Forecasting Gloom: Osborne's Spending Review, One year on

What a difference a year can make. That applies as much to economic forecasting as anything. It is exactly one year since George Osborne stepped up to the dispatch box in the House of Commons to announce the Government's Comprehensive Spending Review.

What a difference a year can make. That applies as much to economic forecasting as anything. It is exactly one year since George Osborne stepped up to the dispatch box in the House of Commons to announce the Government's Comprehensive Spending Review. As we well know, the centrepiece of the Review was the Chancellor's commitment to overhaul the public finances, cutting £81 billion in state expenditure between 2011 and 2015.

That decision was the subject of intense controversy then, and continues to dominate political debate now: the dividing line between Labour and the Coalition on economic policy remains fully rooted to whether the speed and depth of Osborne's cuts was right. But one year on, how is the economy fairing, compared to the plans and projections that were made in October 2010? What was the verdict of the independent forecasters then and what are they saying now?

IPPR' Senior Economist Tony Dolphin has compiled a table of the headline indicators. It compares the latest economic forecasts for 2011, made by the independent analysts - and compiled by the Treasury - with those made at the time of the Spending Review.

Suffice to say, the table paints an incredibly gloomy picture. On every indicator, the latest projections for the economy in 2011 are far worse than analysts had banked on one year ago. GDP growth is now expected to be 0.9pc lower, consumer price inflation 2.1pc higher and the number of people claiming unemployment benefit up by 20,000 in 2011. The public finances don't fair any better: forecasters now expect the current account deficit to widen by £9.8 billion in 2011, and public sector net borrowing to be £10.1bn more than they had predicted a year ago.

Forecasts made in: Oct 2011 Oct 2010 Change

GDP growth rate (%) 1.0 1.9 ↓

Consumer price inflation (Q4, %) 4.6 2.5 ↑

Claimant unemployment (Q4, millions) 1.61 1.59 ↑

Current account (£ billion) -32.4 -22.6 ↓

PSNB (2011/12, £ billion) 128.1 118.0 ↑

Despite the readiness of some on the Left, it would be wrong to attribute this underperformance solely to the Coalition's spending cuts or to government policies more generally. Global factors beyond the Government's control- for instance, higher oil and commodity prices driven by soaring demand in emerging economies and events in the Middle East and Libya - have played their part in the inflation surge and the growth prospects of other major economies, China included, have also recently been downgraded.

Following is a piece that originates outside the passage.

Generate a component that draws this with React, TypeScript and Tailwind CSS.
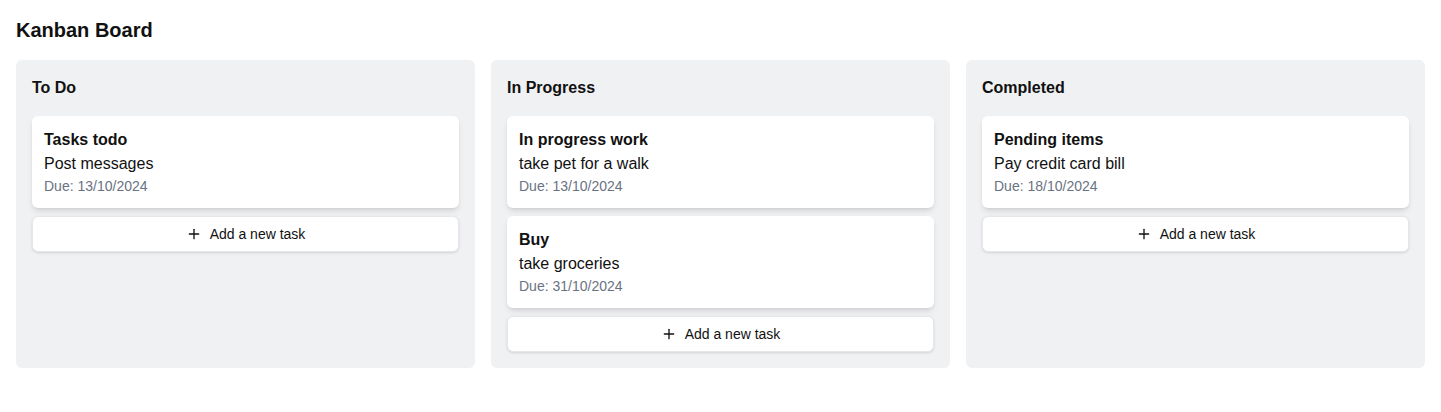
import { Plus } from "lucide-react";

type Task = { id: number; title: string; description: string; due: string };
type Column = { id: string; name: string; tasks: Task[] };

const columns: Column[] = [
  {
    id: "todo",
    name: "To Do",
    tasks: [{ id: 1, title: "Tasks todo", description: "Post messages", due: "13/10/2024" }],
  },
  {
    id: "progress",
    name: "In Progress",
    tasks: [
      { id: 2, title: "In progress work", description: "take pet for a walk", due: "13/10/2024" },
      { id: 3, title: "Buy", description: "take groceries", due: "31/10/2024" },
    ],
  },
  {
    id: "done",
    name: "Completed",
    tasks: [{ id: 4, title: "Pending items", description: "Pay credit card bill", due: "18/10/2024" }],
  },
];

export default function App() {
  return (
    <div className="min-h-screen bg-white p-4 text-[#111] font-['Liberation_Sans',Arial,sans-serif]">
      <h1 className="mb-4 text-xl font-bold">Kanban Board</h1>
      <div className="grid grid-cols-3 gap-4">
        {columns.map((col) => (
          <div key={col.id} className="rounded-md bg-[#f0f1f3] p-4">
            <h2 className="mb-4 text-base font-semibold">{col.name}</h2>
            <div className="space-y-2">
              {col.tasks.map((t) => (
                <div key={t.id} className="rounded-md bg-white p-3 shadow-md">
                  <h3 className="font-bold">{t.title}</h3>
                  <p>{t.description}</p>
                  <p className="text-sm text-gray-500">Due: {t.due}</p>
                </div>
              ))}
              <button className="flex h-9 w-full items-center justify-center gap-2 rounded-md border border-gray-200 bg-white text-sm shadow-sm">
                <Plus size={16} strokeWidth={2} />
                Add a new task
              </button>
            </div>
          </div>
        ))}
      </div>
    </div>
  );
}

But the impact of other external factors is far more tenuous: despite Ministers' best efforts to apportion blame on the on-going dislocations in the Eurozone, IMF forecasts suggest otherwise. Serious as the malaise in the Single currency bloc is, the Fund has only slightly trimmed its latest forecast for Eurozone GDP growth this year, to 1.1 pc compared to the 1.4pc it predicted in October 2010. As Chris Giles notes in the Financial Times, this shortfall will have barely made a dent in the UK's national accounts to date. And besides, it is tall order for the Chancellor to claim one minute that the UK is 'a safe haven in the storm' only to now blame that storm for our problems.

Yet whatever the causes of the economy's underperformance, they are less important than the fact that it has occurred in the first place. Irrespective of whether the slowdown is the result of government policy or factors beyond its control, one thing is clear: a response is needed. This should include short-term measures, starting with a relaxation of the pace of deficit reduction, so that the cyclically-adjusted deficit is eliminated over six years (rather than four and as currently planned). By mandating the OBR to determine the pace of deficit reduction at the start of each financial year, based on whether the economy is growing or shrinking, this approach would not only be responsive to market concerns but also consumer and business confidence.

The response should also include an increase in infrastructure spending, the reintroduction of a jobs guarantee for young people who have been out of work for a year, and a suite of longer-term policies designed to encourage more innovation and investment and lift the economy's long-term growth rate. This would include the introduction of a British Investment Bank to support lending to SMEs with high-growth potential, and a commitment to ensuring investment will not fall below 2 pc of GDP per annum.

Were the Chancellor to announce these measures in his Autumn Statement, we might expect a series of rosier outlooks from the independent forecasters in the months and years ahead.